WHAT IS REQUIRED.
Please transcribe the data that follows without the pictures, keeping every word the same.

DATA EXTRACT.
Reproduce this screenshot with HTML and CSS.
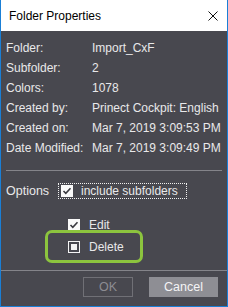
FILE: index.html
```html
<!DOCTYPE html>
<html>
<head>
<meta charset="utf-8">
<link rel="stylesheet" href="styles.css">
</head>
<body>
<div class="window">
  <div class="titlebar">
    <span class="title">Folder Properties</span>
    <svg class="close" width="10" height="10" viewBox="0 0 10 10"><path d="M0.5 0.5 L9.5 9.5 M9.5 0.5 L0.5 9.5" stroke="#111" stroke-width="1"/></svg>
  </div>
  <div class="content">
    <div class="info">
      <span>Folder:</span><span>Import_CxF</span>
      <span>Subfolder:</span><span>2</span>
      <span>Colors:</span><span>1078</span>
      <span>Created by:</span><span>Prinect Cockpit: English</span>
      <span>Created on:</span><span>Mar 7, 2019 3:09:53 PM</span>
      <span>Date Modified:</span><span>Mar 7, 2019 3:09:49 PM</span>
    </div>
    <div class="sep"></div>
    <div class="options">
      <span class="opt-label">Options</span>
      <div class="focus">
        <span class="cb checked"><svg width="12" height="12" viewBox="0 0 12 12"><path d="M2.5 6 L4.8 8.3 L9.5 3.2" fill="none" stroke="#3a3a40" stroke-width="1.6"/></svg></span>
        <span>include subfolders</span>
      </div>
    </div>
    <div class="sub">
      <div class="subrow">
        <span class="cb checked"><svg width="12" height="12" viewBox="0 0 12 12"><path d="M2.5 6 L4.8 8.3 L9.5 3.2" fill="none" stroke="#3a3a40" stroke-width="1.6"/></svg></span>
        <span>Edit</span>
      </div>
      <div class="subrow">
        <span class="cb partial"><span class="inner"></span></span>
        <span>Delete</span>
      </div>
      <div class="highlight"></div>
    </div>
  </div>
  <div class="footer">
    <div class="sep full"></div>
    <div class="buttons">
      <span class="btn ok">OK</span>
      <span class="btn cancel">Cancel</span>
    </div>
  </div>
</div>
</body>
</html>
```

FILE: styles.css
```css
html, body {
  margin: 0;
  padding: 0;
}
body {
  width: 228px;
  height: 307px;
  font-family: "Liberation Sans", Arial, sans-serif;
  font-size: 12px;
}
.window {
  box-sizing: border-box;
  width: 228px;
  height: 307px;
  border: 1px solid #1a7fd6;
  border-top: 0;
  background: #48484f;
  display: flex;
  flex-direction: column;
  color: #e8e8ea;
}
.titlebar {
  height: 31px;
  background: #fff;
  display: flex;
  align-items: center;
  justify-content: space-between;
  padding: 0 9px 0 8px;
  color: #000;
  flex: none;
}
.title {
  line-height: 14px;
  margin-top: 0px;
}
.close {
  display: block;
  margin-right: 0px;
}
.content {
  flex: 1;
  padding: 7px 5px 0 5px;
  position: relative;
}
.info {
  display: grid;
  grid-template-columns: 86px auto;
  grid-auto-rows: 20px;
  align-items: center;
  white-space: nowrap;
}
.sep {
  height: 1px;
  background: #84848a;
  margin-top: 12px;
}
.options {
  margin-top: 12px;
  display: flex;
  align-items: center;
  height: 16px;
}
.opt-label {
  width: 52px;
  font-size: 12.5px;
}
.focus {
  box-sizing: border-box;
  height: 16px;
  width: 129px;
  border: 1px dotted #f0f0f0;
  display: flex;
  align-items: center;
  padding-left: 2px;
  gap: 8px;
}
.cb {
  box-sizing: border-box;
  width: 12px;
  height: 12px;
  display: flex;
  align-items: center;
  justify-content: center;
  flex: none;
}
.cb.checked {
  background: #fafafa;
}
.cb svg {
  display: block;
}
.cb.partial {
  border: 1px solid #f4f4f4;
  background: #48484f;
}
.cb.partial .inner {
  width: 6px;
  height: 6px;
  background: #f4f4f4;
}
.sub {
  position: relative;
  padding-left: 62px;
  margin-top: 15px;
}
.subrow {
  display: flex;
  align-items: center;
  height: 22px;
  gap: 9px;
}
.highlight {
  position: absolute;
  left: 39px;
  top: 16px;
  width: 98px;
  height: 33px;
  box-sizing: border-box;
  border: 3.5px solid #8cc43e;
  border-radius: 7px;
}
.footer {
  flex: none;
  height: 36px;
}
.sep.full {
  margin-top: 0;
}
.buttons {
  display: flex;
  justify-content: flex-end;
  gap: 16px;
  padding: 6px 9px 0 0;
}
.btn {
  box-sizing: border-box;
  height: 20px;
  display: flex;
  align-items: center;
  justify-content: center;
  font-size: 12.5px;
}
.ok {
  width: 50px;
  border: 1px solid #707076;
  color: #8c8c92;
}
.cancel {
  width: 69px;
  background: #8e8e94;
  color: #f4f4f6;
}
```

WRITTEN SOLUTION.
Reproduce this screenshot with HTML and CSS.
FILE: index.html
```html
<!DOCTYPE html>
<html>
<head>
<meta charset="utf-8">
<link rel="stylesheet" href="styles.css">
</head>
<body>
<div class="window">
  <div class="titlebar">
    <span class="title">Folder Properties</span>
    <svg class="close" width="10" height="10" viewBox="0 0 10 10"><path d="M0.5 0.5 L9.5 9.5 M9.5 0.5 L0.5 9.5" stroke="#111" stroke-width="1"/></svg>
  </div>
  <div class="content">
    <div class="info">
      <span>Folder:</span><span>Import_CxF</span>
      <span>Subfolder:</span><span>2</span>
      <span>Colors:</span><span>1078</span>
      <span>Created by:</span><span>Prinect Cockpit: English</span>
      <span>Created on:</span><span>Mar 7, 2019 3:09:53 PM</span>
      <span>Date Modified:</span><span>Mar 7, 2019 3:09:49 PM</span>
    </div>
    <div class="sep"></div>
    <div class="options">
      <span class="opt-label">Options</span>
      <div class="focus">
        <span class="cb checked"><svg width="12" height="12" viewBox="0 0 12 12"><path d="M2.5 6 L4.8 8.3 L9.5 3.2" fill="none" stroke="#3a3a40" stroke-width="1.6"/></svg></span>
        <span>include subfolders</span>
      </div>
    </div>
    <div class="sub">
      <div class="subrow">
        <span class="cb checked"><svg width="12" height="12" viewBox="0 0 12 12"><path d="M2.5 6 L4.8 8.3 L9.5 3.2" fill="none" stroke="#3a3a40" stroke-width="1.6"/></svg></span>
        <span>Edit</span>
      </div>
      <div class="subrow">
        <span class="cb partial"><span class="inner"></span></span>
        <span>Delete</span>
      </div>
      <div class="highlight"></div>
    </div>
  </div>
  <div class="footer">
    <div class="sep full"></div>
    <div class="buttons">
      <span class="btn ok">OK</span>
      <span class="btn cancel">Cancel</span>
    </div>
  </div>
</div>
</body>
</html>
```

FILE: styles.css
```css
html, body {
  margin: 0;
  padding: 0;
}
body {
  width: 228px;
  height: 307px;
  font-family: "Liberation Sans", Arial, sans-serif;
  font-size: 12px;
}
.window {
  box-sizing: border-box;
  width: 228px;
  height: 307px;
  border: 1px solid #1a7fd6;
  border-top: 0;
  background: #48484f;
  display: flex;
  flex-direction: column;
  color: #e8e8ea;
}
.titlebar {
  height: 31px;
  background: #fff;
  display: flex;
  align-items: center;
  justify-content: space-between;
  padding: 0 9px 0 8px;
  color: #000;
  flex: none;
}
.title {
  line-height: 14px;
  margin-top: 0px;
}
.close {
  display: block;
  margin-right: 0px;
}
.content {
  flex: 1;
  padding: 7px 5px 0 5px;
  position: relative;
}
.info {
  display: grid;
  grid-template-columns: 86px auto;
  grid-auto-rows: 20px;
  align-items: center;
  white-space: nowrap;
}
.sep {
  height: 1px;
  background: #84848a;
  margin-top: 12px;
}
.options {
  margin-top: 12px;
  display: flex;
  align-items: center;
  height: 16px;
}
.opt-label {
  width: 52px;
  font-size: 12.5px;
}
.focus {
  box-sizing: border-box;
  height: 16px;
  width: 129px;
  border: 1px dotted #f0f0f0;
  display: flex;
  align-items: center;
  padding-left: 2px;
  gap: 8px;
}
.cb {
  box-sizing: border-box;
  width: 12px;
  height: 12px;
  display: flex;
  align-items: center;
  justify-content: center;
  flex: none;
}
.cb.checked {
  background: #fafafa;
}
.cb svg {
  display: block;
}
.cb.partial {
  border: 1px solid #f4f4f4;
  background: #48484f;
}
.cb.partial .inner {
  width: 6px;
  height: 6px;
  background: #f4f4f4;
}
.sub {
  position: relative;
  padding-left: 62px;
  margin-top: 15px;
}
.subrow {
  display: flex;
  align-items: center;
  height: 22px;
  gap: 9px;
}
.highlight {
  position: absolute;
  left: 39px;
  top: 16px;
  width: 98px;
  height: 33px;
  box-sizing: border-box;
  border: 3.5px solid #8cc43e;
  border-radius: 7px;
}
.footer {
  flex: none;
  height: 36px;
}
.sep.full {
  margin-top: 0;
}
.buttons {
  display: flex;
  justify-content: flex-end;
  gap: 16px;
  padding: 6px 9px 0 0;
}
.btn {
  box-sizing: border-box;
  height: 20px;
  display: flex;
  align-items: center;
  justify-content: center;
  font-size: 12.5px;
}
.ok {
  width: 50px;
  border: 1px solid #707076;
  color: #8c8c92;
}
.cancel {
  width: 69px;
  background: #8e8e94;
  color: #f4f4f6;
}
```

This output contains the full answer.